At this point, Goldiamond still had not been introduced to behavioral approaches, a subject then avoided at the university. It was Howard Hunt who introduced him to operant conditioning, but it was his first teaching job at Southern Illinois University at Carbondale that turned out to be fortuitous. It was there that he met Nate Azrin, who had studied with Skinner at Harvard. A close and lasting friendship was formed between the two around long conversations about behavior analysis; Goldiamond immediately grasped how the operant paradigm could be used for purposes of experimental analysis and replication. Fred Keller, Murray Sidman, Ogden Lindsley, and Charles Ferster were also early influences.

The operant paradigm became the conceptual framework for Goldiamond's work as he moved to Arizona State, Johns Hopkins, the Institute for Behavior Research (as director), full circle back to the University of Chicago as full professor in 1968, and eventually as professor emeritus in psychology and psychiatry. He taught the university's first courses in behavior analysis and programming.

Goldiamond's contributions not only included his work in basic behavioral research and its applications but also involved the very founding of the field of applied behavior analysis (ABA).
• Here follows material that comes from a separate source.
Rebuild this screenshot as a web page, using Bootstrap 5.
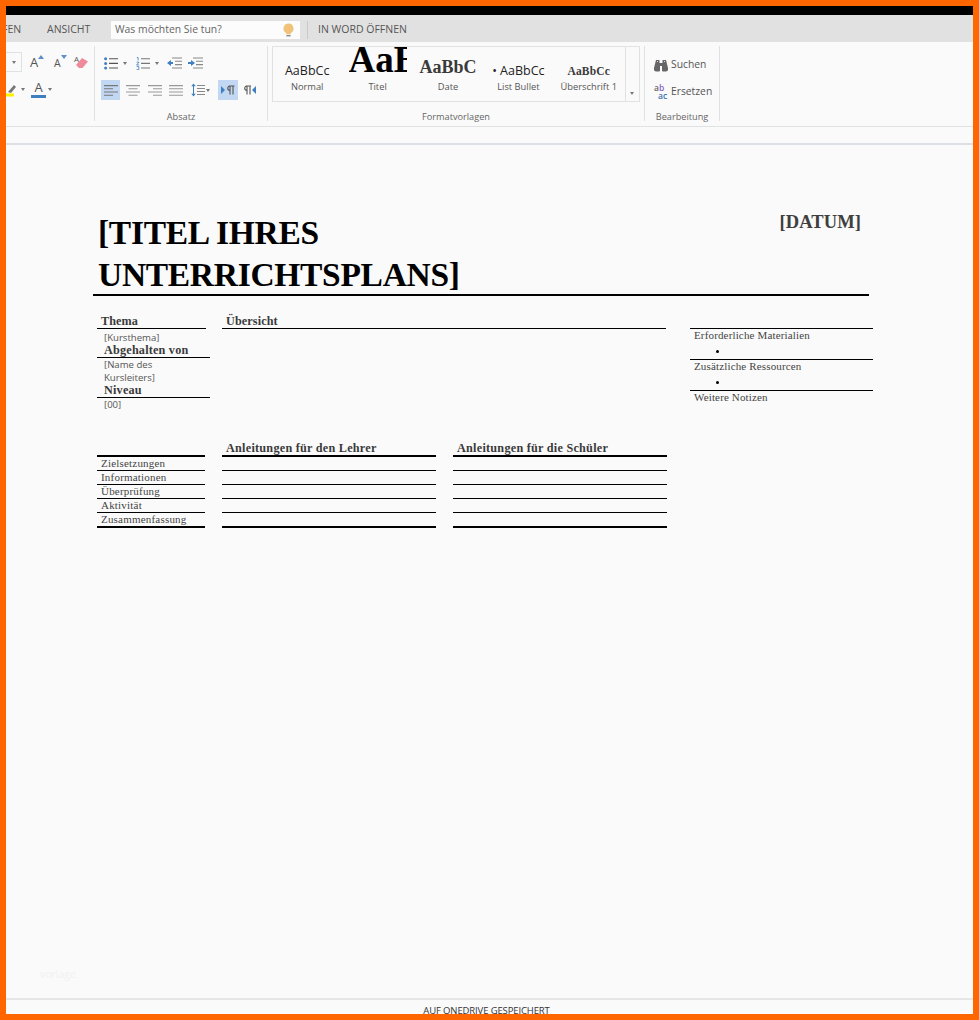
<!DOCTYPE html>
<html lang="de">
<head>
<meta charset="utf-8">
<title>Unterrichtsplan</title>
<link href="https://cdn.jsdelivr.net/npm/bootstrap@5.3.0/dist/css/bootstrap.min.css" rel="stylesheet">
<style>
html,body{margin:0;height:100%;overflow:hidden;background:#fafafa}
.app-frame{width:979px;height:1020px;border:6px solid #ff6600;overflow:hidden;font-family:"Open Sans","Noto Sans",sans-serif;color:#444;background:#fafafa}
.app-frame>*{flex:none}
.top-black{height:9px;background:#000}
.tabbar{height:27px;background:#e1e1e1;font-size:10.5px;color:#555;padding-top:3px}
.tab-a{width:45px;margin-left:-4px}
.tab-b{width:64px}
.searchbox{width:189px;height:18px;background:#fcfcfc;font-size:10.4px;color:#666;padding:0 4px}
.vsep{width:1px;height:18px;background:#c9c9c9;margin:0 10px 0 7px}
.ribbon{height:85px;background:#fafafa;border-bottom:1px solid #dfe1e3}
.rgroup{position:relative;height:75px;margin-top:4px;border-right:1px solid #dfe1e3;flex:none}
.g-font{width:89px}
.g-para{width:173px}
.g-style{width:377px}
.g-edit{width:75px}
.glabel{position:absolute;left:0;right:0;top:65px;text-align:center;font-size:9.2px;color:#666;line-height:12px}
.irow{display:flex;align-items:center;position:absolute;left:0}
.irow svg{display:block;flex:none}
.r1{top:7px;height:20px}
.r2{top:34px;height:20px}
.hl{background:#c2d7f2}
.ibtn{width:20px;height:20px;display:flex;align-items:center;justify-content:center;flex:none}
.ibtn-a{width:19px}
.caret-s{width:0;height:0;border:2.5px solid transparent;border-top:3px solid #777;border-bottom:0;flex:none}
.sizebox{width:16px;height:20px;border:1px solid #dfe1e3;border-left:0;display:flex;align-items:center;justify-content:center}
.glyph-a{position:relative;display:block;line-height:14px;height:15px;color:#555;flex:none}
.glyph-lg{font-size:13px;width:14px;margin-left:8px}
.glyph-sm{font-size:10.5px;width:12px;margin-left:10px;padding-top:1px}
.glyph-col{font-size:13px;width:15px;margin-left:6px;text-align:center;height:17px;line-height:13px;border-bottom:3px solid #3f7fc1}
.glyph-er{font-size:8px;width:14px;height:14px;margin-left:8px;line-height:8px}
.glyph-a svg{position:absolute}
.gallery{position:absolute;left:4px;top:0;width:368px;height:56px;border:1px solid #dfe1e3;display:flex}
.sitem{width:70.4px;flex:none;height:54px;overflow:hidden;display:flex;flex-direction:column;align-items:center}
.sitem-first{margin-left:-1px}
.ssample{height:34px;flex:none;display:flex;align-items:flex-end;justify-content:center;white-space:nowrap;color:#222;line-height:1}
.sname{font-size:9.3px;color:#555;line-height:12px;white-space:nowrap}
.s-ui{font-size:12.5px;padding-bottom:4px}
.s-title{font:bold 37px "Liberation Serif",serif;color:#000;width:58px;overflow:hidden;justify-content:flex-start}
.s-date{font:bold 18px "Liberation Serif",serif;color:#3a3a3a;padding-bottom:3px}
.s-h1{font:bold 11.5px "Liberation Serif",serif;color:#3a3a3a;padding-bottom:4px;letter-spacing:.2px}
.gscroll{width:14px;height:54px;border-left:1px solid #dfe1e3;margin-left:1px;display:flex;align-items:flex-end;justify-content:center;padding-bottom:6px}
.edit-item{font-size:10.3px;color:#555;position:absolute;left:9px;display:flex;align-items:center;gap:3px;height:16px}
.abac{position:relative;display:block;width:14px;height:16px;font-size:8.5px;font-weight:600;line-height:8px;flex:none}
.abac i{font-style:normal;display:block}
.abac .ab{color:#666}
.abac .ab b{color:#8a63c4;font-weight:600}
.abac .ac{color:#3f6fb0;padding-left:4px}
.ruler{height:18px;border-bottom:2px solid #dde0e4;background:#fafafa}
.docarea{height:853px;background:#fafafa;padding:65px 0 0 87px;position:relative;font-family:"Liberation Serif",serif;color:#3f3f3f}
.doc-head{width:776px;height:86px;border-bottom:2px solid #000;display:flex;justify-content:space-between}
.doc-title{font-weight:700;font-size:33.5px;line-height:42px;color:#000;padding:2px 0 0 5px;width:400px;letter-spacing:-.3px;white-space:nowrap}
.doc-date{font-weight:700;font-size:18.5px;line-height:24px;color:#3f3f3f;padding:0 8px 0 0;letter-spacing:.1px}
.plan-top{display:flex;margin:18px 0 0 4px}
.pcol-l{width:125px;flex:none}
.pcol-m{width:444px;flex:none;margin-right:24px}
.pcol-r{width:183px;flex:none;padding-top:14px}
.hd{font-weight:700;font-size:12.2px;line-height:14px;height:15px;border-bottom:1px solid #000;color:#3a3a3a;white-space:nowrap;letter-spacing:.1px}
.hd-thema{width:109px;padding-left:4px}
.hd-sub{width:113px;padding-left:7px;height:14px;line-height:13px;letter-spacing:.2px}
.hd-over{padding-left:4px}
.lval{font-family:"Open Sans",sans-serif;font-size:9.6px;line-height:13px;padding-left:7px;color:#555;width:100px}
.lval-first{padding-top:2px;height:15px}
.rsec{border-top:1px solid #000;padding:0 0 0 4px;height:31px;font-size:11px;line-height:12px;color:#444;letter-spacing:.15px}
.rsec ul{margin:0;padding:0 0 0 35px;line-height:18px;color:#000}
.plan-grid{display:grid;grid-template-columns:108px 214px 214px;column-gap:17px;margin:21px 0 0 4px;width:570px}
.pc{height:14px;border-bottom:1px solid #000;font-size:11px;line-height:13px;padding-left:4px;color:#444;letter-spacing:.2px;white-space:nowrap}
.pc-h{height:15px;border-bottom:2px solid #000;font-weight:700;font-size:12.2px;line-height:13px;color:#3a3a3a;letter-spacing:.25px}
.pc-last{border-bottom:2px solid #000;height:15px}
.watermark{position:absolute;left:34px;top:822px;font-family:"Open Sans",sans-serif;font-size:10.5px;color:#f1f1f1}
.statusbar{border-top:2px solid #e6e6e6;height:16px;overflow:hidden;text-align:center;font-size:9.5px;color:#333;line-height:22px;background:#fafafa;letter-spacing:-.12px;padding-right:6px}
</style>
</head>
<body>
<div class="app-frame d-flex flex-column">
  <div class="top-black"></div>
  <div class="tabbar d-flex align-items-center">
    <span class="tab-a">FEN</span>
    <span class="tab-b">ANSICHT</span>
    <div class="searchbox d-flex align-items-center justify-content-between">
      <span>Was möchten Sie tun?</span>
      <svg width="13" height="15" viewBox="0 0 13 15" style="margin-right:1px"><path d="M6.5 0.5a5 5 0 0 1 3 9c-.6.6-.8 1-.8 1.800H4.300c0-.8-.2-1.200-.8-1.800a5 5 0 0 1 3-9z" fill="#f0c27a"/><rect x="4.400" y="12" width="4.200" height="1.400" fill="#8a8a8a"/></svg>
    </div>
    <div class="vsep"></div>
    <span>IN WORD ÖFFNEN</span>
  </div>
  <div class="ribbon d-flex">
    <div class="rgroup g-font">
      <div class="irow r1" style="top:6px">
        <div class="sizebox"><span class="caret-s"></span></div>
        <span class="glyph-a glyph-lg">A<svg width="6" height="4" viewBox="0 0 6 4" style="left:8px;top:0"><path d="M0 4l3-4 3 4z" fill="#5b8fc9"/></svg></span>
        <span class="glyph-a glyph-sm">A<svg width="6" height="4" viewBox="0 0 6 4" style="left:7px;top:0"><path d="M0 0h6L3 4z" fill="#5b8fc9"/></svg></span>
        <span class="glyph-a glyph-er">A<svg width="13" height="11" viewBox="0 0 13 11" style="left:1px;top:3px"><path d="M1 7L7 0l6 3.500-5.500 6.500H4z" fill="#ee8a9a"/></svg></span>
      </div>
      <div class="irow r2" style="top:33px">
        <svg width="16" height="15" viewBox="0 0 16 15"><path d="M2 10L8 3l2 2-5 6z" fill="#777"/><rect x="0" y="11.500" width="8" height="3" fill="#ffef00"/></svg>
        <span class="caret-s" style="margin-left:-1px"></span>
        <span class="glyph-a glyph-col">A</span>
        <span class="caret-s" style="margin-left:2px"></span>
      </div>
    </div>
    <div class="rgroup g-para">
      <div class="irow r1">
        <svg width="14" height="13" viewBox="0 0 14 13" style="margin-left:9px"><circle cx="1.600" cy="1.800" r="1.500" fill="#3f7fc1"/><circle cx="1.600" cy="6.400" r="1.500" fill="#3f7fc1"/><circle cx="1.600" cy="11" r="1.500" fill="#3f7fc1"/><path d="M5 1.800h9M5 6.400h9M5 11h9" stroke="#555" stroke-width="1.100"/></svg>
        <span class="caret-s" style="margin-left:5px"></span>
        <svg width="14" height="13" viewBox="0 0 14 13" style="margin-left:9px"><path d="M.8 .5h1.300v3M.6 5.200h2.400L.6 8h2.600M.6 9.600h2.200v3H.6" stroke="#3f7fc1" stroke-width=".8" fill="none"/><path d="M5 1.800h9M5 6.400h9M5 11h9" stroke="#777" stroke-width="1.100"/></svg>
        <span class="caret-s" style="margin-left:5px"></span>
        <svg width="15" height="12" viewBox="0 0 15 12" style="margin-left:8px"><path d="M5 1h10M8 4.300h7M8 7.600h7M5 11h10" stroke="#888" stroke-width="1.100"/><path d="M0 6l4-3v2h2v2H4v2z" fill="#3f7fc1"/></svg>
        <svg width="15" height="12" viewBox="0 0 15 12" style="margin-left:6px"><path d="M5 1h10M8 4.300h7M8 7.600h7M5 11h10" stroke="#888" stroke-width="1.100"/><path d="M7 6L3 3v2H0v2h3v2z" fill="#3f7fc1"/></svg>
      </div>
      <div class="irow r2">
        <div class="ibtn ibtn-a hl" style="margin-left:6px"><svg width="14" height="11" viewBox="0 0 14 11"><path d="M0 .6h14M0 3.800h9M0 7h14M0 10.200h9" stroke="#777" stroke-width="1.100"/></svg></div>
        <svg width="14" height="11" viewBox="0 0 14 11" style="margin-left:6px"><path d="M0 .6h14M2.500 3.800h9M0 7h14M2.500 10.200h9" stroke="#999" stroke-width="1.100"/></svg>
        <svg width="14" height="11" viewBox="0 0 14 11" style="margin-left:8px"><path d="M0 .6h14M5 3.800h9M0 7h14M5 10.200h9" stroke="#999" stroke-width="1.100"/></svg>
        <svg width="14" height="11" viewBox="0 0 14 11" style="margin-left:7px"><path d="M0 .6h14M0 3.800h14M0 7h14M0 10.200h14" stroke="#999" stroke-width="1.100"/></svg>
        <svg width="14" height="14" viewBox="0 0 14 14" style="margin-left:8px"><path d="M2.500 1v12" stroke="#3f7fc1" stroke-width="1"/><path d="M.3 3.200L2.500.6l2.200 2.600zM.3 10.800l2.200 2.600 2.200-2.600z" fill="#3f7fc1"/><path d="M6 2.500h8M6 5.500h8M6 8.500h8M6 11.500h8" stroke="#888" stroke-width="1.100"/></svg>
        <span class="caret-s" style="margin-left:1px"></span>
        <div class="ibtn hl" style="margin-left:8px"><svg width="14" height="10" viewBox="0 0 14 10"><path d="M0 1l4 4-4 4z" fill="#3f7fc1"/><path d="M9 1a2.200 2.200 0 0 0 0 4.500M9 1v8.400M12 1v8.400M8 1h5.500" stroke="#555" stroke-width="1.100" fill="none"/></svg></div>
        <svg width="12" height="10" viewBox="0 0 12 10" style="margin-left:6px"><path d="M3 1a2.200 2.200 0 0 0 0 4.500M3 1v8.400M6 1v8.400M2 1h5" stroke="#555" stroke-width="1.100" fill="none"/><path d="M12 1L8 5l4 4z" fill="#3f7fc1"/></svg>
      </div>
      <div class="glabel">Absatz</div>
    </div>
    <div class="rgroup g-style">
      <div class="gallery">
        <div class="sitem sitem-first"><div class="ssample s-ui">AaBbCc</div><div class="sname">Normal</div></div>
        <div class="sitem"><div class="ssample s-title">AaB</div><div class="sname">Titel</div></div>
        <div class="sitem"><div class="ssample s-date">AaBbC</div><div class="sname">Date</div></div>
        <div class="sitem"><div class="ssample s-ui">•&nbsp;AaBbCc</div><div class="sname">List Bullet</div></div>
        <div class="sitem"><div class="ssample s-h1">AaBbCc</div><div class="sname">Überschrift 1</div></div>
        <div class="gscroll"><span class="caret-s"></span></div>
      </div>
      <div class="glabel">Formatvorlagen</div>
    </div>
    <div class="rgroup g-edit">
      <div class="edit-item" style="top:11px">
        <svg width="14" height="13" viewBox="0 0 14 13"><path d="M2 1h3.500v3h3V1H12l2 8a2.500 2.500 0 0 1-2.500 3.500H9a1 1 0 0 1-1-1V7H6v4.500a1 1 0 0 1-1 1H2.500A2.500 2.500 0 0 1 0 9z" fill="#666"/><path d="M3 2.500h1M10 2.500h1" stroke="#ddd"/></svg>
        <span>Suchen</span>
      </div>
      <div class="edit-item" style="top:38px">
        <span class="abac"><i class="ab">a<b>b</b></i><i class="ac">ac</i></span>
        <span>Ersetzen</span>
      </div>
      <div class="glabel">Bearbeitung</div>
    </div>
  </div>
  <div class="ruler"></div>
  <div class="docarea">
    <div class="doc-head">
      <div class="doc-title">[TITEL IHRES<br>UNTERRICHTSPLANS]</div>
      <div class="doc-date">[DATUM]</div>
    </div>
    <div class="plan-top">
      <div class="pcol-l">
        <div class="hd hd-thema">Thema</div>
        <div class="lval lval-first">[Kursthema]</div>
        <div class="hd hd-sub">Abgehalten von</div>
        <div class="lval">[Name des Kursleiters]</div>
        <div class="hd hd-sub">Niveau</div>
        <div class="lval">[00]</div>
      </div>
      <div class="pcol-m"><div class="hd hd-over">Übersicht</div></div>
      <div class="pcol-r">
        <div class="rsec">Erforderliche Materialien<ul><li></li></ul></div>
        <div class="rsec">Zusätzliche Ressourcen<ul><li></li></ul></div>
        <div class="rsec">Weitere Notizen</div>
      </div>
    </div>
    <div class="plan-grid">
      <div class="pc pc-h"></div><div class="pc pc-h">Anleitungen für den Lehrer</div><div class="pc pc-h">Anleitungen für die Schüler</div>
      <div class="pc">Zielsetzungen</div><div class="pc"></div><div class="pc"></div>
      <div class="pc">Informationen</div><div class="pc"></div><div class="pc"></div>
      <div class="pc">Überprüfung</div><div class="pc"></div><div class="pc"></div>
      <div class="pc">Aktivität</div><div class="pc"></div><div class="pc"></div>
      <div class="pc pc-last">Zusammenfassung</div><div class="pc pc-last"></div><div class="pc pc-last"></div>
    </div>
    <div class="watermark">vorlage</div>
  </div>
  <div class="statusbar">AUF ONEDRIVE GESPEICHERT</div>
</div>
</body>
</html>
In 1968, he served on the first editorial board of the Journal of Applied Behavior Analysis, and he, with Jerry Mertens, organized the very first ABA conference in 1974. An outcome of the conference was the formation of the Midwest Association for Behavior Analysis (MABA), of which Goldiamond became the first president. MABA evolved into the Association for Behavior Analysis in 1976, with Azrin its first president and Goldiamond as its second.